Covid-19 Vaccine Stance Detection and Social Media Exploration

Exploring Diverse Opinions on Covid-19 Vaccines through Social Media Tweets.

Created Using: Python

In the ever-evolving landscape of social media, every issue, even a pandemic and its vaccine, has its champions and critics. This project delves deep into the nuances of public sentiment surrounding the COVID-19 vaccine. By analyzing tweets from both Pro-Vaccine and Anti-Vaccine campaigns, we uncover intriguing insights about cluster formations, campaign connectivity, and the epicenters of these discussions.

The code for this project is available at sahilvora10/Covid-19-VaccineAnalysis. If you have any questions or inquiries, please feel free to contact me at sahilvora2021@gmail.com

Project Objective

Gather and analyze Twitter data focused on the COVID-19 Vaccine to gain valuable insights and conduct in-depth exploratory analysis.

How Data Was Scraped

Twitter data was collected using Twitter's APIs, which require the creation of a developer account and a request for elevated access. In this project, we utilized Twitter's version 2 APIs. With the help of the Tweepy library, data was obtained by searching for specific hashtags. Below is a step-by-step explanation of the data scraping process:

  1. Utilizing Tweepy Cursor Methods:
    • Tweepy provides cursor methods that allow us to retrieve data in bulk.
    • The API called the search_tweets method, searching for tweets containing the specified hashtags.
    • For the smaller dataset, approximately 30 tweets per hashtag were fetched, while 100 tweets were collected for the larger dataset.
    • The following tweet attributes were collected: created_at, id, in_reply_to_screen_name, in_reply_to_status_id, in_reply_to_user_id, retweeted_id, retweeted_screen_name, user_mentions_screen_name, user_mentions_id, full_text, user_id, screen_name, and followers_count.
  2. Defining a Date Range:
    • To narrow down the search, a date range starting from April 1, 2021, was chosen. This timeframe coincided with the global introduction of COVID-19 vaccines.
  3. Managing Rate Limits:
    • Due to rate limits imposed by Twitter's developer portal, we could make up to 180 requests every 15 minutes.
    • Each response typically contained 10 to a maximum of 100 results.
    • When the maximum limit was reached, the crawler script paused for 15 minutes before resuming data retrieval.
  4. Selecting Relevant Hashtags:
    • Keywords for both anti-vaccine and pro-vaccine campaigns, such as #StopVaccination and pro-vaccine hashtags, were chosen based on a repository.
    • During a dry run, some hashtags did not yield the desired number of tweets and were consequently excluded.
    • The selected hashtags are stored in AntiVaccineKeywords.txt and ProVaccineKeywords.txt and can be updated as needed.

Results

Diffusion Network created for Anti-Vaccine(left) and Pro-Vaccine(right) attitudes.
Diffusion Network for the largest connected subgraph created for Anti-Vaccine(left) and Pro-Vaccine(right) attitudes.

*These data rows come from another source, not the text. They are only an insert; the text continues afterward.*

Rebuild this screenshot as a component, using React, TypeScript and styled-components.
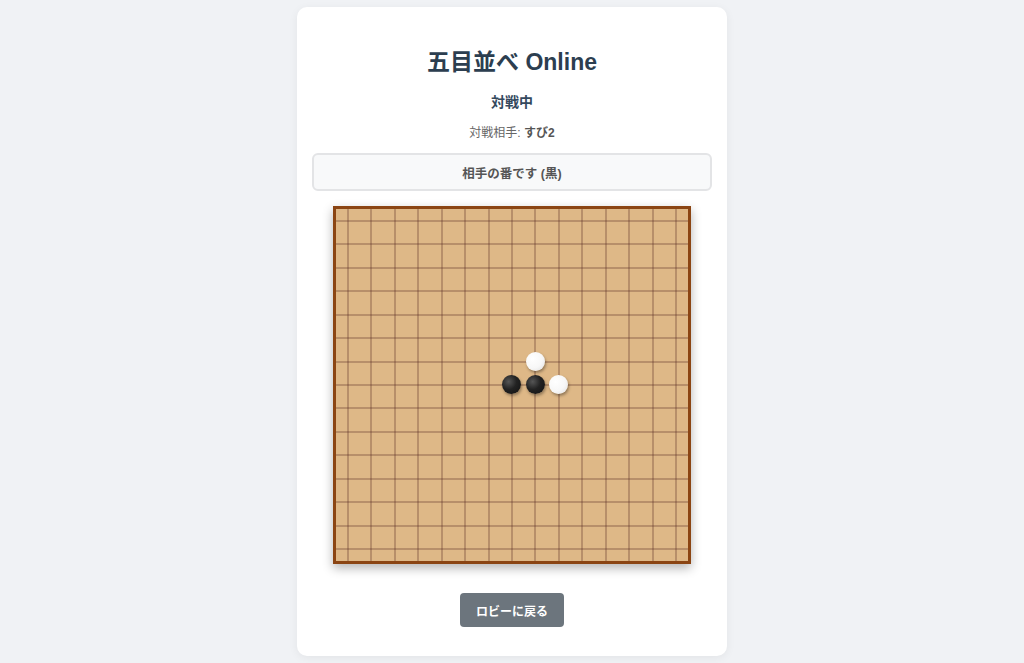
import React from 'react';
import styled, { createGlobalStyle } from 'styled-components';

// --- Dados do tabuleiro ---
const SIZE = 15;

type Stone = 'black' | 'white' | null;

const stones: Record<string, Stone> = {
  '7-7': 'black',
  '7-8': 'black',
  '6-8': 'white',
  '7-9': 'white',
};

const GlobalStyle = createGlobalStyle`
  html, body {
    margin: 0;
    padding: 0;
    background: #f0f2f5;
    font-family: "Liberation Sans", "Noto Sans CJK JP", sans-serif;
  }
`;

// --- Styled Components ---

const Page = styled.div`
  padding: 7px 0;
  display: flex;
  justify-content: center;
`;

const Card = styled.main`
  width: 400px;
  padding: 15px;
  background: #ffffff;
  border-radius: 10px;
  box-shadow: 0 2px 10px rgba(0, 0, 0, 0.06);
  display: flex;
  flex-direction: column;
  align-items: center;
`;

const Title = styled.h1`
  margin: 25px 0 0;
  font-size: 23px;
  line-height: 30px;
  font-weight: 700;
  color: #2c3e50;
`;

const Subtitle = styled.h2`
  margin: 15px 0 0;
  font-size: 14px;
  line-height: 20px;
  font-weight: 700;
  color: #34495e;
`;

const Opponent = styled.p`
  margin: 12px 0 0;
  font-size: 12px;
  line-height: 18px;
  color: #666;

  strong {
    color: #555;
    font-weight: 700;
  }
`;

const Status = styled.div`
  box-sizing: border-box;
  width: 100%;
  height: 38px;
  margin-top: 11px;
  display: flex;
  align-items: center;
  justify-content: center;
  background: #f8f9fa;
  border: 2px solid #e3e4e6;
  border-radius: 6px;
  font-size: 12.5px;
  font-weight: 700;
  color: #555;
`;

const Board = styled.div`
  margin-top: 15px;
  width: 352px;
  height: 352px;
  display: grid;
  grid-template-columns: repeat(${SIZE}, 1fr);
  grid-template-rows: repeat(${SIZE}, 1fr);
  background: #deb887;
  border: 3px solid #8b4513;
  box-shadow: 0 4px 10px rgba(0, 0, 0, 0.3);
`;

const Cell = styled.div`
  position: relative;
  display: flex;
  align-items: center;
  justify-content: center;

  &::before,
  &::after {
    content: '';
    position: absolute;
    background: rgba(95, 50, 40, 0.6);
  }

  &::before {
    left: 0;
    right: 0;
    top: 50%;
    height: 1px;
    transform: translateY(-0.5px);
  }

  &::after {
    top: 0;
    bottom: 0;
    left: 50%;
    width: 1px;
    transform: translateX(-0.5px);
  }
`;

const Piece = styled.div<{ $color: 'black' | 'white' }>`
  position: relative;
  z-index: 1;
  width: 19px;
  height: 19px;
  border-radius: 50%;
  box-shadow: 1px 2px 3px rgba(0, 0, 0, 0.35);
  background: ${({ $color }) =>
    $color === 'black'
      ? 'radial-gradient(circle at 35% 35%, #555 0%, #222 45%, #111 100%)'
      : 'radial-gradient(circle at 35% 35%, #ffffff 0%, #f7f7f7 55%, #dcdcdc 100%)'};
`;

const BackButton = styled.button`
  margin: 29px 0 14px;
  height: 34px;
  padding: 0 16px;
  border: none;
  border-radius: 4px;
  background: #6c757d;
  color: #ffffff;
  font-family: inherit;
  font-size: 12px;
  font-weight: 700;
  cursor: pointer;
`;

// --- O Componente ---

export default function App() {
  const cells = [];
  for (let r = 0; r < SIZE; r++) {
    for (let c = 0; c < SIZE; c++) {
      const stone = stones[`${r}-${c}`];
      cells.push(
        <Cell key={`${r}-${c}`}>
          {stone && <Piece $color={stone} />}
        </Cell>
      );
    }
  }

  return (
    <>
      <GlobalStyle />
      <Page>
        <Card>
          <Title>五目並べ Online</Title>
          <Subtitle>対戦中</Subtitle>
          <Opponent>
            対戦相手: <strong>すび2</strong>
          </Opponent>
          <Status>相手の番です (黒)</Status>
          <Board>{cells}</Board>
          <BackButton>ロビーに戻る</BackButton>
        </Card>
      </Page>
    </>
  );
}
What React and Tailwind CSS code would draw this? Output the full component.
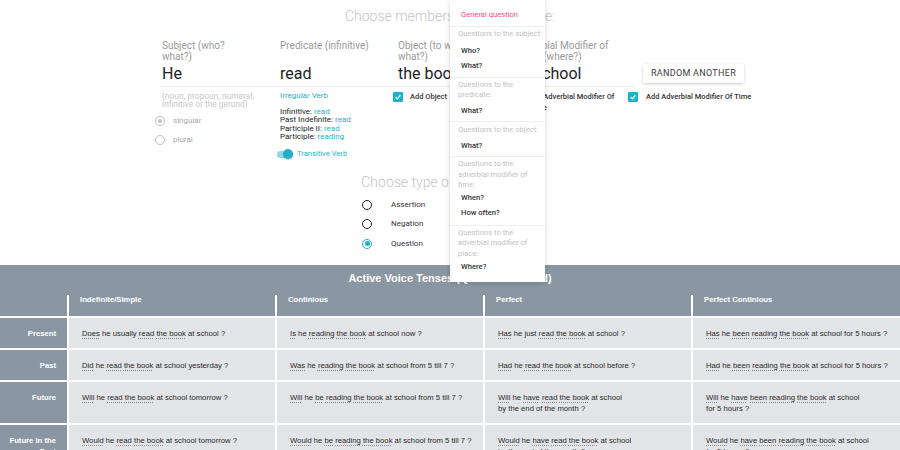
import React from 'react';

// sentence segments in [brackets] get the dotted underline
const rows = [
  {
    label: 'Present',
    cells: [
      '[Does] he usually [read] [the book] at school ?',
      '[Is] he [reading] [the book] at school now ?',
      '[Has] he just [read] [the book] at school ?',
      '[Has] he [been] [reading] [the book] at school for 5 hours ?',
    ],
  },
  {
    label: 'Past',
    cells: [
      '[Did] he [read] [the book] at school yesterday ?',
      '[Was] he [reading] [the book] at school from 5 till 7 ?',
      '[Had] he [read] [the book] at school before ?',
      '[Had] he [been] [reading] [the book] at school for 5 hours ?',
    ],
  },
  {
    label: 'Future',
    cells: [
      '[Will] he [read] [the book] at school tomorrow ?',
      '[Will] he [be] [reading] [the book] at school from 5 till 7 ?',
      '[Will] he [have] [read] [the book] at school\nby the end of the month ?',
      '[Will] he [have] [been] [reading] [the book] at school\nfor 5 hours ?',
    ],
  },
  {
    label: 'Future in the Past',
    cells: [
      '[Would] he [read] [the book] at school tomorrow ?',
      '[Would] he [be] [reading] [the book] at school from 5 till 7 ?',
      '[Would] he [have] [read] [the book] at school\nby the end of the month ?',
      '[Would] he [have] [been] [reading] [the book] at school\nfor 5 hours ?',
    ],
  },
];

const Sentence = ({ text }) => (
  <>
    {text.split('\n').map((line, li) => (
      <div key={li}>
        {line.split(/(\[[^\]]+\])/).map((part, i) =>
          part.startsWith('[') ? (
            <span key={i} className="underline decoration-dotted decoration-[#8c8c8c] underline-offset-[2px]">
              {part.slice(1, -1)}
            </span>
          ) : (
            <span key={i}>{part}</span>
          )
        )}
      </div>
    ))}
  </>
);

const Checkbox = () => (
  <span className="w-[10px] h-[10px] rounded-[1px] bg-[#1fb1ca] flex items-center justify-center shrink-0">
    <svg width="8" height="8" viewBox="0 0 10 10">
      <path d="M2 5.2 L4.2 7.3 L8 2.8" stroke="white" strokeWidth="1.6" fill="none" />
    </svg>
  </span>
);

const Field = ({ label, value, narrow, children }) => (
  <div className="w-[118px] shrink-0">
    <div className={`h-[21px] text-[10px] leading-[10.5px] text-[#9a9a9a] ${narrow ? 'w-[91px]' : 'w-[106px]'}`}>{label}</div>
    <div className="mt-[2px] h-[23px] border-b border-[#ececec] text-[16px] leading-[20px] text-[#222] whitespace-nowrap">
      {value}
    </div>
    {children}
  </div>
);

const Dropdown = () => (
  <div className="absolute left-[450px] top-0 w-[95px] bg-white shadow-[0_1px_5px_rgba(0,0,0,0.18)] z-10 font-['Roboto',sans-serif] text-[7.6px]">
    <div className="pt-[10px] pb-[6px] pl-[11px] leading-[10px] text-[#ec4f7f] border-b border-[#eeeeee]">General question</div>

    <div className="pt-[2px] pb-[4px] border-b border-[#eeeeee]">
      <div className="pl-[8px] leading-[10px] text-[#c2c2c2] mb-[4px]">Questions to the subject:</div>
      <div className="pl-[11px] h-[15px] flex items-center font-medium text-[#333]">Who?</div>
      <div className="pl-[11px] h-[15px] flex items-center font-medium text-[#333]">What?</div>
    </div>

    <div className="pt-[2px] pb-[3px] border-b border-[#eeeeee]">
      <div className="pl-[8px] pr-[20px] leading-[10px] text-[#c2c2c2] mb-[3px]">Questions to the predicate:</div>
      <div className="pl-[11px] h-[15px] flex items-center font-medium text-[#333]">What?</div>
    </div>

    <div className="pt-[3px] pb-[3px] border-b border-[#eeeeee]">
      <div className="pl-[8px] leading-[10px] text-[#c2c2c2] mb-[3px]">Questions to the object:</div>
      <div className="pl-[11px] h-[15px] flex items-center font-medium text-[#333]">What?</div>
    </div>

    <div className="pt-[2px] pb-[4px] border-b border-[#eeeeee]">
      <div className="pl-[8px] pr-[14px] leading-[10.5px] text-[#c2c2c2]">Questions to the adverbial modifier of time:</div>
      <div className="pl-[11px] h-[15px] flex items-center font-medium text-[#333]">When?</div>
      <div className="pl-[11px] h-[15px] flex items-center font-medium text-[#333]">How often?</div>
    </div>

    <div className="pt-[2px] pb-[8px]">
      <div className="pl-[8px] pr-[14px] leading-[10.5px] text-[#c2c2c2]">Questions to the adverbial modifier of place:</div>
      <div className="pl-[11px] h-[15px] flex items-center font-medium text-[#333]">Where?</div>
    </div>
  </div>
);

export default function App() {
  return (
    <div className="relative w-[900px] h-[450px] overflow-hidden bg-white">
      <Dropdown />

      {/* Sentence builder */}
      <div className="h-[265px] font-['Roboto',sans-serif]">
        <h2 className="pt-[6px] h-[26px] text-center text-[14px] leading-[20px] font-light text-[#c4c4c4]">
          Choose members of the sentence:
        </h2>

        <div className="mt-[15px] h-[124px] flex pl-[162px]">
          <Field label="Subject (who? what?)" value="He" narrow>
            <div className="mt-[5px] pr-[20px] text-[8.4px] leading-[8px] text-[#c8c8c8]">
              (noun, propoun, numeral, infinitive or the gerund)
            </div>
            <div className="mt-[3.5px] -ml-[7px]">
              <div className="h-[19px] flex items-center gap-[8px]">
                <span className="w-[10px] h-[10px] rounded-full border border-[#bdbdbd] flex items-center justify-center">
                  <span className="w-[4px] h-[4px] rounded-full bg-[#bdbdbd]" />
                </span>
                <span className="text-[8px] text-[#a8a8a8]">singular</span>
              </div>
              <div className="h-[19px] flex items-center gap-[8px]">
                <span className="w-[10px] h-[10px] rounded-full border border-[#bdbdbd]" />
                <span className="text-[8px] text-[#a8a8a8]">plural</span>
              </div>
            </div>
          </Field>

          <Field label="Predicate (infinitive)" value="read">
            <div className="mt-[4px] text-[8px] leading-[10px] text-[#1fb1ca]">Irregular Verb</div>
            <div className="mt-[6.5px] text-[8px] leading-[8.5px] text-[#222]">
              <div>Infinitive: <span className="text-[#1fb1ca]">read</span></div>
              <div>Past Indefinite: <span className="text-[#1fb1ca]">read</span></div>
              <div>Participle II: <span className="text-[#1fb1ca]">read</span></div>
              <div>Participle: <span className="text-[#1fb1ca]">reading</span></div>
            </div>
            <div className="mt-[6.5px] h-[12px] -ml-[3px] flex items-center gap-[4px]">
              <span className="w-[16px] h-[7px] rounded-full bg-[#8fd6e2] flex items-center justify-end">
                <span className="w-[10px] h-[10px] rounded-full bg-[#1fb1ca] shadow-[0_1px_1px_rgba(0,0,0,0.2)]" />
              </span>
              <span className="text-[7.6px] text-[#1fb1ca]">Transitive Verb</span>
            </div>
          </Field>

          <Field label="Object (to whom? what?)" value="the book">
            <div className="mt-[4px] -ml-[5px] h-[12px] flex items-center gap-[7px]">
              <Checkbox />
              <span className="text-[7.5px] font-medium text-[#333]">Add Object</span>
            </div>
          </Field>

          <Field label="Adverbial Modifier of Place (where?)" value="at school">
            <div className="mt-[4px] -ml-[5px] flex items-start gap-[7px]">
              <span className="mt-[1px]"><Checkbox /></span>
              <span className="w-[90px] text-[7.5px] leading-[11px] font-medium text-[#333]">Add Adverbial Modifier Of Place</span>
            </div>
          </Field>

          <div className="w-[118px] shrink-0">
            <div className="h-[21px]" />
            <div className="mt-[2px] h-[23px] pl-[9px]">
              <button className="block w-[101px] h-[19px] bg-white text-[9px] tracking-[0.3px] text-[#3a3a3a] shadow-[0_1px_3px_rgba(0,0,0,0.2)] rounded-[1px]">
                RANDOM ANOTHER
              </button>
            </div>
            <div className="mt-[4px] -ml-[6px] h-[12px] flex items-center gap-[8px] whitespace-nowrap">
              <Checkbox />
              <span className="text-[7.5px] font-medium text-[#333]">Add Adverbial Modifier Of Time</span>
            </div>
          </div>
        </div>

        <h2 className="mt-[7px] h-[20px] text-center text-[14px] leading-[20px] font-light text-[#c4c4c4]">
          Choose type of the sentence:
        </h2>
        <div className="mt-[3px] pl-[362px]">
          {['Assertion', 'Negation', 'Question'].map((t) => (
            <div key={t} className="h-[19.5px] flex items-center gap-[19px]">
              {t === 'Question' ? (
                <span className="w-[10px] h-[10px] rounded-full border border-[#1fb1ca] flex items-center justify-center">
                  <span className="w-[5px] h-[5px] rounded-full bg-[#1fb1ca]" />
                </span>
              ) : (
                <span className="w-[10px] h-[10px] rounded-full border border-[#222]" />
              )}
              <span className="text-[8px] text-[#333]">{t}</span>
            </div>
          ))}
        </div>
      </div>

      {/* Tenses table */}
      <div className="bg-white font-['Liberation_Sans',Arial,sans-serif]">
        <div className="bg-[#8b96a3]">
          <div className="h-[27px] flex items-center justify-center text-[11px] font-bold text-white">
            Active Voice Tenses (Question — read)
          </div>
          <div className="h-[24px] grid grid-cols-[67px_208px_208px_208px_1fr]">
            <div />
            {['Indefinite/Simple', 'Continious', 'Perfect', 'Perfect Continious'].map((h) => (
              <div key={h} className="mt-[3px] border-l-2 border-white pl-[11px] text-[7.7px] leading-[10px] font-bold text-white">
                {h}
              </div>
            ))}
          </div>
        </div>

        <div className="mt-[2px] grid grid-cols-[67px_206px_206px_206px_1fr] gap-[2px]">
          {rows.map((r) => (
            <React.Fragment key={r.label}>
              <div className="bg-[#8b96a3] pt-[10px] pb-[9px] pl-[6px] pr-[11px] text-right text-[7.7px] leading-[11px] font-bold text-white">
                {r.label}
              </div>
              {r.cells.map((c, i) => (
                <div key={i} className="bg-[#e2e4e7] pt-[10px] pb-[9px] pl-[13px] text-[7.7px] leading-[11px] text-[#2a2a2a]">
                  <Sentence text={c} />
                </div>
              ))}
            </React.Fragment>
          ))}
        </div>
      </div>
    </div>
  );
}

Based on the analysis of the graphs and network structures, notable differences emerge between the two campaign tweets:

  • Anti-Vaccine Campaign:
    • The diffusion network for the Anti-Vaccine campaign exhibits a dense interconnectedness.
    • Certain tweets clearly serve as central hubs or origin points within this network.
    • Many tweets emanate from these central points, contributing to the overall density.
    • Additionally, there are smaller, connected components within this network.
  • Pro-Vaccine Campaign:
    • In contrast, the diffusion network for the Pro-Vaccine campaign is distinct.
    • It features a single, less densely populated central point or origin.
    • The interconnectedness among tweets in this network is less pronounced.

This analysis underscores the differing patterns of information diffusion and connectivity between the Anti-Vaccine and Pro-Vaccine campaigns.

Summary

The project provides insights into the creation of social networks using Twitter data, revealing patterns of closed connections and network formations among campaigns with shared objectives. The analysis of Anti-Vaccine campaign tweets highlights a strong and densely connected opinion network.